On sent donc un vrai boulot de restitution de ce petit gout de carton pâte, celui qui fait que Flags of our fathers est infiniment plus intéressant qu’Iwo Jima (non, ce dernier n’est pas wapaniste du tout). Cheap car allant vers l’authenticité d’une représentions TV, pourquoi pas finalement. Restent les trous scénaristiques béantissimes qui font un peu foirer le tout.
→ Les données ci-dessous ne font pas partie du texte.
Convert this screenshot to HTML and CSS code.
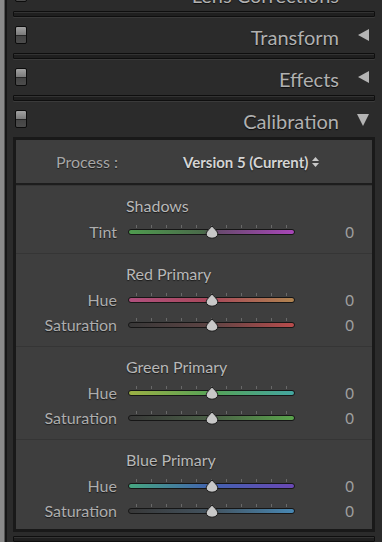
FILE: index.html
```html
<!DOCTYPE html>
<html lang="en">
<head>
  <meta charset="UTF-8" />
  <title>Calibration</title>
  <link rel="stylesheet" href="styles.css">
</head>
<body>
  <div class="app">
    <div class="edge"></div>
    <div class="panels">
      <div class="head">
        <span class="switch"></span>
        <span class="title">Lens Corrections</span>
        <svg class="arrow" width="12" height="12" viewBox="0 0 12 12"><polygon points="12,0 12,12 1,6"/></svg>
      </div>
      <div class="sep"></div>
      <div class="head">
        <span class="switch"></span>
        <span class="title">Transform</span>
        <svg class="arrow" width="12" height="12" viewBox="0 0 12 12"><polygon points="12,0 12,12 1,6"/></svg>
      </div>
      <div class="sep"></div>
      <div class="head">
        <span class="switch"></span>
        <span class="title">Effects</span>
        <svg class="arrow" width="12" height="12" viewBox="0 0 12 12"><polygon points="12,0 12,12 1,6"/></svg>
      </div>
      <div class="sep"></div>
      <div class="head">
        <span class="switch"></span>
        <span class="title">Calibration</span>
        <svg class="arrow" width="12" height="13" viewBox="0 0 12 13"><polygon points="0,1 12,1 6,13"/></svg>
      </div>

      <div class="box">
        <div class="process">
          <span class="process-label">Process :</span>
          <span class="process-value">Version 5 (Current)</span>
          <svg class="updown" width="7" height="10" viewBox="0 0 7 10"><polygon points="3.5,0 7,4 0,4"/><polygon points="0,6 7,6 3.5,10"/></svg>
        </div>

        <div class="group">
          <div class="group-title">Shadows</div>
          <div class="row">
            <span class="label">Tint</span>
            <div class="slider">
              <span class="ticks"></span>
              <div class="track tint"></div>
              <svg class="thumb" width="14" height="14" viewBox="0 0 14 14"><path d="M7 0.8 C8.2 3 12.8 6.2 12.8 8.8 C12.8 11.6 10 13.2 7 13.2 C4 13.2 1.2 11.6 1.2 8.8 C1.2 6.2 5.8 3 7 0.8 Z"/></svg>
            </div>
            <span class="value">0</span>
          </div>
        </div>

        <div class="group">
          <div class="group-title">Red Primary</div>
          <div class="row">
            <span class="label">Hue</span>
            <div class="slider">
              <span class="ticks"></span>
              <div class="track red-hue"></div>
              <svg class="thumb" width="14" height="14" viewBox="0 0 14 14"><path d="M7 0.8 C8.2 3 12.8 6.2 12.8 8.8 C12.8 11.6 10 13.2 7 13.2 C4 13.2 1.2 11.6 1.2 8.8 C1.2 6.2 5.8 3 7 0.8 Z"/></svg>
            </div>
            <span class="value">0</span>
          </div>
          <div class="row">
            <span class="label">Saturation</span>
            <div class="slider">
              <span class="ticks"></span>
              <div class="track red-sat"></div>
              <svg class="thumb" width="14" height="14" viewBox="0 0 14 14"><path d="M7 0.8 C8.2 3 12.8 6.2 12.8 8.8 C12.8 11.6 10 13.2 7 13.2 C4 13.2 1.2 11.6 1.2 8.8 C1.2 6.2 5.8 3 7 0.8 Z"/></svg>
            </div>
            <span class="value">0</span>
          </div>
        </div>

        <div class="group">
          <div class="group-title">Green Primary</div>
          <div class="row">
            <span class="label">Hue</span>
            <div class="slider">
              <span class="ticks"></span>
              <div class="track green-hue"></div>
              <svg class="thumb" width="14" height="14" viewBox="0 0 14 14"><path d="M7 0.8 C8.2 3 12.8 6.2 12.8 8.8 C12.8 11.6 10 13.2 7 13.2 C4 13.2 1.2 11.6 1.2 8.8 C1.2 6.2 5.8 3 7 0.8 Z"/></svg>
            </div>
            <span class="value">0</span>
          </div>
          <div class="row">
            <span class="label">Saturation</span>
            <div class="slider">
              <span class="ticks"></span>
              <div class="track green-sat"></div>
              <svg class="thumb" width="14" height="14" viewBox="0 0 14 14"><path d="M7 0.8 C8.2 3 12.8 6.2 12.8 8.8 C12.8 11.6 10 13.2 7 13.2 C4 13.2 1.2 11.6 1.2 8.8 C1.2 6.2 5.8 3 7 0.8 Z"/></svg>
            </div>
            <span class="value">0</span>
          </div>
        </div>

        <div class="group">
          <div class="group-title">Blue Primary</div>
          <div class="row">
            <span class="label">Hue</span>
            <div class="slider">
              <span class="ticks"></span>
              <div class="track blue-hue"></div>
              <svg class="thumb" width="14" height="14" viewBox="0 0 14 14"><path d="M7 0.8 C8.2 3 12.8 6.2 12.8 8.8 C12.8 11.6 10 13.2 7 13.2 C4 13.2 1.2 11.6 1.2 8.8 C1.2 6.2 5.8 3 7 0.8 Z"/></svg>
            </div>
            <span class="value">0</span>
          </div>
          <div class="row">
            <span class="label">Saturation</span>
            <div class="slider">
              <span class="ticks"></span>
              <div class="track blue-sat"></div>
              <svg class="thumb" width="14" height="14" viewBox="0 0 14 14"><path d="M7 0.8 C8.2 3 12.8 6.2 12.8 8.8 C12.8 11.6 10 13.2 7 13.2 C4 13.2 1.2 11.6 1.2 8.8 C1.2 6.2 5.8 3 7 0.8 Z"/></svg>
            </div>
            <span class="value">0</span>
          </div>
        </div>
      </div>

      <div class="sep after"></div>
    </div>
  </div>
</body>
</html>
```

FILE: styles.css
```css
* { margin: 0; padding: 0; box-sizing: border-box; }
html, body { width: 382px; height: 542px; overflow: hidden; }
body { background: #2b2b2b; font-family: Lato, 'Noto Sans', sans-serif; color: #b2b2b2; }

.app { display: flex; height: 542px; }
.edge { width: 7px; flex: none; background: linear-gradient(to right, #8a8a8a 0 4px, #555 4px 5px, #161616 5px 7px); }
.panels { flex: 1; padding: 0 7px 0 6px; margin-top: -25px; }

/* collapsed panel headers */
.head { height: 36px; display: flex; align-items: center; padding: 0 6px 0 2px; }
.switch { width: 12px; height: 18px; border: 1px solid #0c0c0c; border-radius: 2px; background: linear-gradient(#a2a2a2, #7c7c7c 48%, #262626 48%, #262626 55%, #444 55%, #4c4c4c); }
.title { margin-left: auto; font-size: 20px; color: #b0b0b0; text-shadow: 0 1px 1px rgba(0,0,0,0.7); padding-top: 3px; }
.arrow { margin-left: 18px; fill: #b4b4b4; }
.sep { height: 6px; border: 1px solid #0e0e0e; border-radius: 1px; background: #1f1f1f; box-shadow: inset 0 1px 0 #333, 0 1px 0 #3a3a3a; }
.sep.after { margin-top: 4px; }

/* expanded calibration box */
.box { border: 3px solid #191919; background: #3e3e3e; }
.process { height: 45px; display: flex; align-items: center; border-bottom: 2px solid #1d1d1d; }
.process-label { width: 102px; text-align: right; font-size: 16px; color: #a6a6a6; text-shadow: 0 1px 1px rgba(0,0,0,0.6); }
.process-value { margin-left: 65px; font-size: 15px; font-weight: bold; color: #d4d4d4; text-shadow: 0 1px 1px rgba(0,0,0,0.6); }
.updown { margin-left: 4px; fill: #c8c8c8; }

.group { padding: 8px 0 9px; border-top: 1px solid #353535; }
.group:first-of-type { border-top: none; }
.group:last-child { padding-bottom: 6px; }
.group-title { height: 24px; line-height: 24px; padding-left: 110px; margin-bottom: 1px; font-size: 16px; color: #b8b8b8; text-shadow: 0 1px 1px rgba(0,0,0,0.6); }

.row { height: 25px; display: flex; align-items: center; }
.label { width: 101px; text-align: right; font-size: 16px; color: #adadad; text-shadow: 0 1px 1px rgba(0,0,0,0.6); }
.value { width: 59px; text-align: right; font-size: 15px; color: #a0a0a0; }

.slider { position: relative; width: 167px; height: 25px; margin-left: 11px; }
.ticks { position: absolute; left: 8px; top: 6px; width: 151px; height: 3px; background: repeating-linear-gradient(to right, #686868 0 1px, transparent 1px 15px); }
.track { margin-top: 10px; height: 6px; border: 1px solid #161616; border-radius: 3px; }
.thumb { position: absolute; left: 77px; top: 6px; }
.thumb path { fill: #c8c8c8; stroke: #1c1c1c; stroke-width: 1; }

.tint { background: linear-gradient(to right, #4f9c4f, #4a6a4a 45%, #4e4e4e 50%, #6a4a70 55%, #a846b8); }
.red-hue { background: linear-gradient(to right, #b0507e, #a8485a 50%, #b08450); }
.red-sat { background: linear-gradient(to right, #383838, #5e4444 50%, #b84c4c); }
.green-hue { background: linear-gradient(to right, #9cb044, #56a256 50%, #44a6a0); }
.green-sat { background: linear-gradient(to right, #383838, #4a6046 50%, #5aa44c); }
.blue-hue { background: linear-gradient(to right, #46a680, #4262b0 50%, #6a48b4); }
.blue-sat { background: linear-gradient(to right, #383838, #43535f 50%, #4888b4); }
```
Comme le Yakuza qui pour baiser sa geisha, décide de vider son énorme demeure de TOUTE surveillance ! Malin.

Pas suffisamment loupé, drôle et ou cliché pour être ridicule et donc un objet de culte décadent (signalons quand même que c’est un des rares films de gaijin se passant au Japon qui ne nous balance pas de plan archi revu de « la nuit à Tokyo, ses néons, ses écrans géants » et autres trucs archi déjà-vu dans de multiples « japon-terre-de-constraste.jpg ». Merci Barbet. D’un autre côté, on a une mécanique de polar vraiment bancale, soutenu par des acteurs assez nuls (le yakuza, l’assistant de Bunô etc). On est peiné par et pour Bunô qui donne le maximum de lui-même (attention vous allez revoir cette phrase bientôt), mais qui a l’air de ne pas savoir exactement comment le jouer, un peu perdu dans les nombreuses strates de lectures que Barbet tente de coller à son film sans trop de réussite. Bref, le réalisateur a voulu donner corps à son wapanisme sincère, forcément plus cultivé que The Last Samurai, sans Gong Li dans le rôle d’une geisha, ou de démons Nobunaga se réincarnant en Jean Reno. Le pire est évité.